Marcus BLUNT (b.1947)
Piano Concerto (1992/95) [27:29]
Aspects of Saturn for String Orchestra [6:50]
Concertino for Bassoon and String Orchestra (2016) [11:47]
Symphony No.2 (2002) [16:54]
Murray McLachlan (piano)
Lesley Wilson (bassoon)
Manchester Camerata/Stephen Threlfall
rec. 2016, Concert Hall, Royal Northern College of Music, Manchester
MÉTIER MSV28570 [63:21]
The British composer Marcus Blunt was born in Birmingham in 1947 and studied composition at the University College of Wales, Aberystwyth, graduating in 1970. I was interested to read that he’s had a number of diverse occupations including warehouse packer, photographic processor and department manager at a music publishers. He’s also spent some time teaching woodwind instruments in Derby. He now lives north of the Border and, since 1997, has been Honorary Composer-in-Residence for the Dumfries Music Club. This isn’t my first encounter with his music. For a while I’ve enjoyed Aspirations, a disc of his piano music performed by Murray McLachlan, the soloist in the Piano Concerto
(review). The orchestral music featured here is tonally based, lyrically romantic, embracing a modern idiom yet eminently approachable.
The Piano Concerto was written between 1992-1995. The lush chromaticism that runs throughout is reminiscent of Scriabin. The opening movement combines dreamy elements with tension. The introspective Largo follows without a break. An atmosphere of mystery and portent pervades, and the bleak atmosphere, effected by sparse orchestration, is chilling. At the end the music settles into calm and serenity. The finale is upbeat, and the buoyant rhythms instil some verve and vigour. Blunt, as I have mentioned, found a champion in Murray McLauchlan, who had recorded the composer’s piano music for the Dunelm label. The pianist has the full measure of the ebb and flow of this work, and delivers a persuasive account.
Aspects of Saturn for string orchestra is not dated in the notes. It’s a brief work, just shy of seven minutes. Blunt derives his inspiration for the score from two texts by Keats and Virgil, both telling of Saturn’s contradictory psyche.

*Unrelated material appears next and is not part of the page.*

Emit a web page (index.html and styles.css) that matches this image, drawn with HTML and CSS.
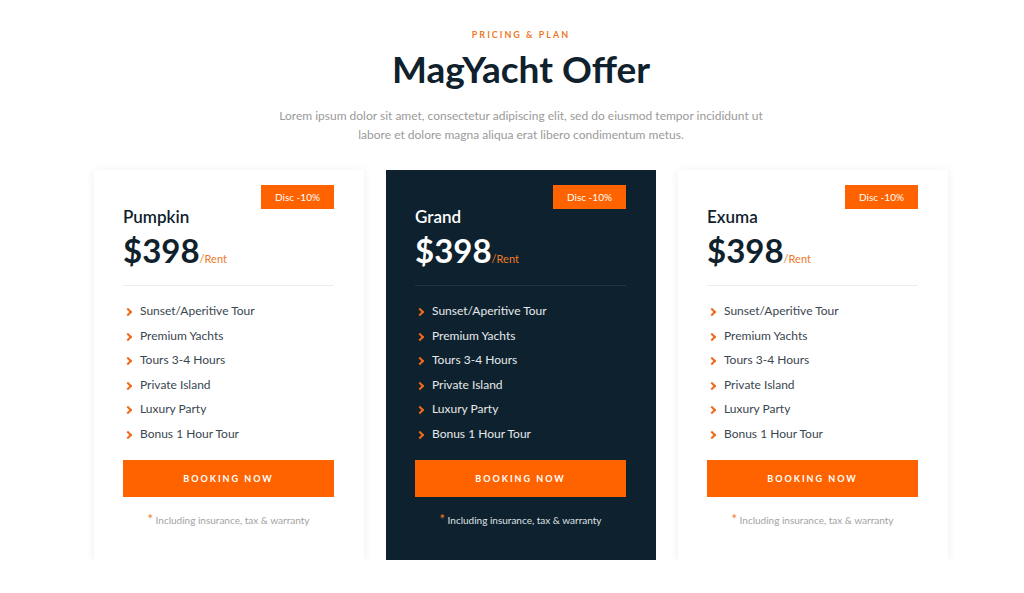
FILE: index.html
```html
<!DOCTYPE html>
<html lang="en">
<head>
    <meta charset="UTF-8">
    <meta name="viewport" content="width=device-width, initial-scale=1.0">
    <title>MagYacht Offer</title>
    <link rel="stylesheet" href="styles.css">
</head>
<body>
    <section class="pricing">
        <div class="pricing-head">
            <p class="eyebrow">PRICING &amp; PLAN</p>
            <h1>MagYacht Offer</h1>
            <p class="lead">Lorem ipsum dolor sit amet, consectetur adipiscing elit, sed do eiusmod tempor incididunt ut labore et dolore magna aliqua erat libero condimentum metus.</p>
        </div>

        <div class="plans">
            <div class="plan">
                <span class="disc">Disc -10%</span>
                <h2>Pumpkin</h2>
                <div class="price">$398<span>/Rent</span></div>
                <ul class="features">
                    <li>Sunset/Aperitive Tour</li>
                    <li>Premium Yachts</li>
                    <li>Tours 3-4 Hours</li>
                    <li>Private Island</li>
                    <li>Luxury Party</li>
                    <li>Bonus 1 Hour Tour</li>
                </ul>
                <a class="book-btn" href="#">BOOKING NOW</a>
                <p class="note"><span>*</span> Including insurance, tax &amp; warranty</p>
            </div>

            <div class="plan plan-dark">
                <span class="disc">Disc -10%</span>
                <h2>Grand</h2>
                <div class="price">$398<span>/Rent</span></div>
                <ul class="features">
                    <li>Sunset/Aperitive Tour</li>
                    <li>Premium Yachts</li>
                    <li>Tours 3-4 Hours</li>
                    <li>Private Island</li>
                    <li>Luxury Party</li>
                    <li>Bonus 1 Hour Tour</li>
                </ul>
                <a class="book-btn" href="#">BOOKING NOW</a>
                <p class="note"><span>*</span> Including insurance, tax &amp; warranty</p>
            </div>

            <div class="plan">
                <span class="disc">Disc -10%</span>
                <h2>Exuma</h2>
                <div class="price">$398<span>/Rent</span></div>
                <ul class="features">
                    <li>Sunset/Aperitive Tour</li>
                    <li>Premium Yachts</li>
                    <li>Tours 3-4 Hours</li>
                    <li>Private Island</li>
                    <li>Luxury Party</li>
                    <li>Bonus 1 Hour Tour</li>
                </ul>
                <a class="book-btn" href="#">BOOKING NOW</a>
                <p class="note"><span>*</span> Including insurance, tax &amp; warranty</p>
            </div>
        </div>
    </section>
</body>
</html>
```

FILE: styles.css
```css
body {
    margin: 0;
    background: #fff;
    font-family: 'Lato', 'Noto Sans', sans-serif;
    color: #0f212d;
}
.pricing {
    width: 854px;
    margin-left: 94px;
    padding-top: 29px;
}
.pricing-head {
    text-align: center;
}
.eyebrow {
    margin: 0;
    color: #ee7a2a;
    font-size: 9px;
    font-weight: 700;
    letter-spacing: 2px;
    line-height: 12px;
}
h1 {
    margin: 6px 0 0;
    font-size: 37px;
    font-weight: 700;
    line-height: 44px;
    color: #0f212d;
}
.lead {
    width: 500px;
    margin: 15px auto 0;
    color: #9a9a9a;
    font-size: 12px;
    line-height: 19px;
}
.plans {
    display: grid;
    grid-template-columns: repeat(3, 1fr);
    gap: 22px;
    margin-top: 26px;
}
.plan {
    position: relative;
    height: 390px;
    box-sizing: border-box;
    padding: 36px 30px 0 29px;
    background: #fff;
    box-shadow: 0 1px 10px rgba(0,0,0,0.07);
}
.plan-dark {
    background: #0e212e;
    color: #fff;
    box-shadow: none;
}
.disc {
    position: absolute;
    top: 15px;
    right: 30px;
    width: 73px;
    height: 24px;
    background: #ff6300;
    color: #fff;
    font-size: 10px;
    line-height: 24px;
    text-align: center;
}
h2 {
    margin: 0;
    font-size: 17px;
    font-weight: 600;
    line-height: 22px;
}
.price {
    margin-top: 2px;
    font-size: 33px;
    font-weight: 700;
    line-height: 40px;
}
.price span {
    color: #ee7a2a;
    font-size: 11px;
    font-weight: 400;
}
.features {
    list-style: none;
    margin: 6px 0 0;
    padding: 13px 0 0;
    border-top: 1px solid #ececec;
}
.plan-dark .features {
    border-top-color: #22343f;
}
.features li {
    position: relative;
    padding-left: 17px;
    font-size: 12px;
    line-height: 24.6px;
    color: #3a4650;
}
.plan-dark .features li {
    color: #e6e9eb;
}
.features li::before {
    content: '';
    position: absolute;
    left: 2px;
    top: 10px;
    width: 4px;
    height: 4px;
    border-top: 2px solid #ee6a1a;
    border-right: 2px solid #ee6a1a;
    transform: rotate(45deg);
}
.book-btn {
    display: block;
    margin-top: 13px;
    height: 37px;
    line-height: 37px;
    background: #ff6300;
    color: #fff;
    font-size: 9px;
    font-weight: 700;
    letter-spacing: 2px;
    text-align: center;
    text-decoration: none;
}
.note {
    margin: 14px 0 0;
    text-align: center;
    color: #a3a3a3;
    font-size: 10px;
}
.plan-dark .note {
    color: #dfe3e6;
}
.note span {
    color: #ee7a2a;
    font-size: 13px;
}
```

The Roman god of agriculture, Saturnus, was civilization’s founder. In astrology, Saturn represents self-discipline, self-consciousness, limitation, perseverance, ambition and aspiration. The music is stark and desolate at its opening, then becomes more animated and eloquently elaborate. At the end it wanes and dies away to almost nothing.
The first incarnation of the Concertino for Bassoon and string orchestra was as a four-movement sonata for bassoon and piano written in 1989. Blunt decided to draw on its strengths and widen its appeal by arranging the piano part for string orchestra and adding a fifth movement into the bargain. The movements display an array of emotional diversity from playful effervescence and capricious humour to thoughtful reflection. Lesley Wilson captures the very essence of this attractive score, and is served with an ideal balance between bassoon and strings in the mix.
The Second Symphony started life in 1991 as a five-movement work, with its instrumentation based on that of Schuber’s Octet. It was a commission for the Wigton Festival in Cumbria. It had the intriguing title The Throstle-Nest in Spring. Blunt refashioned the work in 2002 for a modest-sized orchestra, and it became his Symphony No. 2. Unusually, three of the movements are titled Allegretto, with an elegiac Andante as the second movement. The Allegrettos are angular and melodically bountiful. Throughout, the orchestration sounds lightly-textured and airy.
This valuable release provides a fascinating conspectus of the composer’s orchestral music. The performances are uniformly excellent from the Manchester Camerata under their inspirational conductor Stephen Threlfall. I must make special mention of their confident and stylish playing and immaculate ensemble. The engineers have captured an attractive bloom to the sound. The well-informed liner notes, though in English only, are the icing on the cake.